§ **What to work on**: List each line of the data that holds the string "this", please.

------------------------------------------------------------

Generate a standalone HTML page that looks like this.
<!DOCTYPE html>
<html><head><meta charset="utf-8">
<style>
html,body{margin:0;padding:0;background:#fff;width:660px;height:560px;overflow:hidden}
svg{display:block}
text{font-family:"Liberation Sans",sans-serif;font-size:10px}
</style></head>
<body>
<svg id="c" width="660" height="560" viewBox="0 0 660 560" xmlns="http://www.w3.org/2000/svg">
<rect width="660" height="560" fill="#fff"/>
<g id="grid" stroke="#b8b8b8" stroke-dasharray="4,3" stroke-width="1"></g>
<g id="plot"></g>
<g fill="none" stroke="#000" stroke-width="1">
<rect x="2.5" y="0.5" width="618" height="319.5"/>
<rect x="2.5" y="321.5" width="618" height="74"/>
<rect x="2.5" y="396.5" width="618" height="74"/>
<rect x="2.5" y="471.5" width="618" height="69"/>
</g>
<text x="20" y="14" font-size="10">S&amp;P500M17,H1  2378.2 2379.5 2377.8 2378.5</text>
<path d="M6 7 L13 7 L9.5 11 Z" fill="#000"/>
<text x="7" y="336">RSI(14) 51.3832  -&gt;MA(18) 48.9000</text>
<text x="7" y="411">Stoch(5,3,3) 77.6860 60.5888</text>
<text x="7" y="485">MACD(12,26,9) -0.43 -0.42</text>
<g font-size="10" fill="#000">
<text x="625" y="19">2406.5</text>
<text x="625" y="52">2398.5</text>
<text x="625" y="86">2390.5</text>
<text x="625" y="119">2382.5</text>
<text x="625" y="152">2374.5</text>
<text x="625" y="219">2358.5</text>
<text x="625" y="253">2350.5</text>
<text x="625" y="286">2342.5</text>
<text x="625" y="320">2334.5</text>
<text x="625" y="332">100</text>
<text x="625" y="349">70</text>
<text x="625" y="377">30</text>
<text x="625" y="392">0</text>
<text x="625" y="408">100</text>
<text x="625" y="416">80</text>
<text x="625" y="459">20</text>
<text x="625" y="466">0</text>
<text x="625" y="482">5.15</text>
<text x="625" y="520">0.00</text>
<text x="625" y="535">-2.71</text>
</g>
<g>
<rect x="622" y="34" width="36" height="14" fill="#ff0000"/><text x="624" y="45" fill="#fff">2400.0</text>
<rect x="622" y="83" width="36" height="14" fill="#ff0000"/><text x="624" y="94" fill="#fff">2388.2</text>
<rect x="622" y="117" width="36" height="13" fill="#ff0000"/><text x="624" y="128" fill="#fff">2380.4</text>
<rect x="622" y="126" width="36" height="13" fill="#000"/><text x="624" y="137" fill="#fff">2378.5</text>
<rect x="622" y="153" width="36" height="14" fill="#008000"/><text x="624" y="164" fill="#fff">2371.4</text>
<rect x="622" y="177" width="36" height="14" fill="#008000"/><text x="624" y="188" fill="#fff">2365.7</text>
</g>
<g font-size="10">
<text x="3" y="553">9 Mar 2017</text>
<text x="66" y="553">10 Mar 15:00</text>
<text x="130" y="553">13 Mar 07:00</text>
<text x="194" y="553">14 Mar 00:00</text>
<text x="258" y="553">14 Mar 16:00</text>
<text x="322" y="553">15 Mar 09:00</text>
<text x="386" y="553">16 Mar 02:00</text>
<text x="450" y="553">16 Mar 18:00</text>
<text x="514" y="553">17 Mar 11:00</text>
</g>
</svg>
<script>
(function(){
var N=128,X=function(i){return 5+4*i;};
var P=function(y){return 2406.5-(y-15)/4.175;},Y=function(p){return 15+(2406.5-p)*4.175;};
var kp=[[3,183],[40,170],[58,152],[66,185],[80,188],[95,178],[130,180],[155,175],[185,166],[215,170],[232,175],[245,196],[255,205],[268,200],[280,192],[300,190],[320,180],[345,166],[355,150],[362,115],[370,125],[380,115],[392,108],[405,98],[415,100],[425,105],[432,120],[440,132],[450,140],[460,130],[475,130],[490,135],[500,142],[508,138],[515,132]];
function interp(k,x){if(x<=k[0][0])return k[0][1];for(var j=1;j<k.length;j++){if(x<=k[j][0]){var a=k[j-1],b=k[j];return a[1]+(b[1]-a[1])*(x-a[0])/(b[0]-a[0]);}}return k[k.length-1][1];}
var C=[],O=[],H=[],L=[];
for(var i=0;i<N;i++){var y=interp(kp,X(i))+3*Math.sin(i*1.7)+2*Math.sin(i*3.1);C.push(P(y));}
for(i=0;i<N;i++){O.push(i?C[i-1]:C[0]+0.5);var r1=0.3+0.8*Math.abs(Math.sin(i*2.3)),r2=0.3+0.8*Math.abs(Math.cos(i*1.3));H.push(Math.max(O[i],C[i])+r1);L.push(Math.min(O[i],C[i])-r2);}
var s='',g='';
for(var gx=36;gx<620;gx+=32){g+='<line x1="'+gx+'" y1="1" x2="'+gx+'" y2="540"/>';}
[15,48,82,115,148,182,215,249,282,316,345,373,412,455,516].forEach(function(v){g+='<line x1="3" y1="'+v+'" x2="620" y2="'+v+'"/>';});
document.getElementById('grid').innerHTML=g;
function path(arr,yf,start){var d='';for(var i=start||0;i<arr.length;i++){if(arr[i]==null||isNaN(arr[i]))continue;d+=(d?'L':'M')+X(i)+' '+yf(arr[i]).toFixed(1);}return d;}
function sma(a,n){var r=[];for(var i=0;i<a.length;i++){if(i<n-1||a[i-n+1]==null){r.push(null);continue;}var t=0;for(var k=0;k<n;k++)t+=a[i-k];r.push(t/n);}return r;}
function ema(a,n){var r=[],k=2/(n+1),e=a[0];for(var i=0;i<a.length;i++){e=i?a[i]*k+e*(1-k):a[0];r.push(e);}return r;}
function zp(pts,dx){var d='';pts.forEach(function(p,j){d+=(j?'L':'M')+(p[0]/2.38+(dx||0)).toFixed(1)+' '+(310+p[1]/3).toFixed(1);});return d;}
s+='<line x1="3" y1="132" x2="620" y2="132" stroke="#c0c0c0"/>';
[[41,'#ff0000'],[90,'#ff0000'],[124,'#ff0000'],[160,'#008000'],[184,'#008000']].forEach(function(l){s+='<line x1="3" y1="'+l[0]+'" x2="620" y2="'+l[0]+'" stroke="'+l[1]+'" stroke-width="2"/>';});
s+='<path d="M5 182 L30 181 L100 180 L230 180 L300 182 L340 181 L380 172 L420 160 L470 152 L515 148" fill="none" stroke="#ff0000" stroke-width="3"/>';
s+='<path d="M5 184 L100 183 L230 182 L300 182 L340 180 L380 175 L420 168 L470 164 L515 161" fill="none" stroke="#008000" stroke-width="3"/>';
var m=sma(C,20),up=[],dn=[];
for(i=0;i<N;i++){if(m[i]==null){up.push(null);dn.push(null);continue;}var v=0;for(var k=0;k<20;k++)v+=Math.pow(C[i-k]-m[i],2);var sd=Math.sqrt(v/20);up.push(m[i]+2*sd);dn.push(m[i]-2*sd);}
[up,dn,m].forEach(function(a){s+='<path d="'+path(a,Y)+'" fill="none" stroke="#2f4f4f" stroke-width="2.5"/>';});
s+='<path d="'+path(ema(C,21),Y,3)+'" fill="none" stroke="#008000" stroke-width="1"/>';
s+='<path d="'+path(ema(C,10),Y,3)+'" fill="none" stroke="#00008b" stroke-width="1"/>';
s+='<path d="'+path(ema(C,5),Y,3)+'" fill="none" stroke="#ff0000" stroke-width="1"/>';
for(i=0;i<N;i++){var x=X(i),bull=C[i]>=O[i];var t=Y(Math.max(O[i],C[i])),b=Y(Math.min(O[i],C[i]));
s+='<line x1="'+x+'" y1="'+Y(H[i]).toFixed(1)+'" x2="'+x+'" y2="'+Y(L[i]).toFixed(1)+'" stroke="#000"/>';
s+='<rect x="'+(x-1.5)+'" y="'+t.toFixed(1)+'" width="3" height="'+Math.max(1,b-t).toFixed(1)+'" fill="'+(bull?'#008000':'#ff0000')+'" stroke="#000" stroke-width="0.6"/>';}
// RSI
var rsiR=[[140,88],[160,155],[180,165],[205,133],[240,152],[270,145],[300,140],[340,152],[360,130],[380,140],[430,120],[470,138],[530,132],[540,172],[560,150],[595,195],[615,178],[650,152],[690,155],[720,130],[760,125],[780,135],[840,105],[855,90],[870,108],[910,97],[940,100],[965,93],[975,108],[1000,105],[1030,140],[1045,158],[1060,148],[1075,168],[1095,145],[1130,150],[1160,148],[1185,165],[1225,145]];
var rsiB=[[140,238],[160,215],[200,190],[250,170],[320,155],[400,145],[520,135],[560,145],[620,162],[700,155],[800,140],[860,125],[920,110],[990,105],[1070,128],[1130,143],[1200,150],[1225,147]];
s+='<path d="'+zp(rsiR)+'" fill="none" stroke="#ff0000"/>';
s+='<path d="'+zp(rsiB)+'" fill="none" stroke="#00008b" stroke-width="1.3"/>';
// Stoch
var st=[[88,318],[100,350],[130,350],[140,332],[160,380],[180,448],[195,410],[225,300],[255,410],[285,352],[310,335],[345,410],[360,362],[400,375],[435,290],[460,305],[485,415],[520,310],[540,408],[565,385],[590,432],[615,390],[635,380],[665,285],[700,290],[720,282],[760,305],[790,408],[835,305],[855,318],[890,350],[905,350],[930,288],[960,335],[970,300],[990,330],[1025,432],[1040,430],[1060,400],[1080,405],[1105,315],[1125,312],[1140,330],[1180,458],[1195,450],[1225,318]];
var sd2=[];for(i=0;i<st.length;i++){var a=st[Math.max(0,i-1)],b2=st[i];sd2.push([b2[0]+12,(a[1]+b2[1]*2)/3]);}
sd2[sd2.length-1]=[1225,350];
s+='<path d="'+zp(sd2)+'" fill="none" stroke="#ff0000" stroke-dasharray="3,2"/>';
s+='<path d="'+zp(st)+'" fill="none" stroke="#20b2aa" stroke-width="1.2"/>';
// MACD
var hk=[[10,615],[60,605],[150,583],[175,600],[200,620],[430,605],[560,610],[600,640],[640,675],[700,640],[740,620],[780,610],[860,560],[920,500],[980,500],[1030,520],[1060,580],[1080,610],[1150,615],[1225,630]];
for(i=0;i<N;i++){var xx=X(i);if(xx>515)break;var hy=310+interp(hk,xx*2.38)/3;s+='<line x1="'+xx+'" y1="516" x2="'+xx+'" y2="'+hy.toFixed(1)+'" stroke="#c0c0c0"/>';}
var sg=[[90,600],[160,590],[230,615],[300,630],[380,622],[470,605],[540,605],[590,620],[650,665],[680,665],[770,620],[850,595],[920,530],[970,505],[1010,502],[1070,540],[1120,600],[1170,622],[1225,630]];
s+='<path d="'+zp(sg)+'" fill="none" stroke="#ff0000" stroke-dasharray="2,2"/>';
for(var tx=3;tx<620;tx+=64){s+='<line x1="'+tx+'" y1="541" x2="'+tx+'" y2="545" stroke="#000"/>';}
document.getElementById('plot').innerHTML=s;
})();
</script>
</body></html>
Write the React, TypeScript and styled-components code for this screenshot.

------------------------------------------------------------

§ **Answer**:
Generate a standalone HTML page that looks like this.
Write the React, TypeScript and styled-components code for this screenshot.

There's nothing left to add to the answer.